There are a couple of nice touches, however. I liked the way that the central teenaged characters were drawn - though the annoying bullies that the son comes across are exactly that. The image of lines of fungus growning and feeding from human blood is kind of nice, and there's a couple of nice touches when we finally meet the enemy. But, it really is too little too late.

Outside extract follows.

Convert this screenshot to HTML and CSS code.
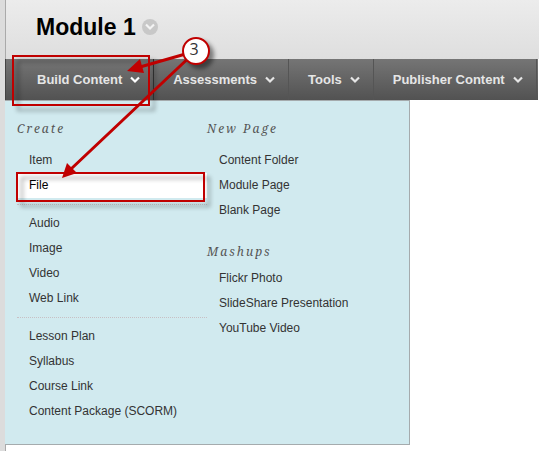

With Hooper's career having basically stalled yet again (only 2 episodes of Masters Of Horror since this, and a long-gestating adaptation of Stephen King's From A Buick 8 that may or may not be completed), this is a sad testament to a great talent who has been too often completely wasted. Let's hope he returns to form before he retires - but I keep saying that about Carpenter, Argento and Romero as well...

4 / 10

Friday, September 10, 2010

Back from a break...

Well, I had expected to keep the daily reports running here but I didn't get a chance - not only was I away at Frightfest in London (full reviews coming shortly at my other blog 80sfear, over 20 movies in 5 days!) but Telefonica have apparently decided that they won't accept my ADSL payment unless I use a standard bill - and they haven't sent me one for months...

Anyway, a few reviews coming up for you shortly and the daily comments are queueing up from me as I speak! Expect revisits to the fall of a former horror icon, verbally transmitted zombies, fantasy acrobatics, amnesiac astronauts, quirky indie families, surrealist animation and Vegas cheaters.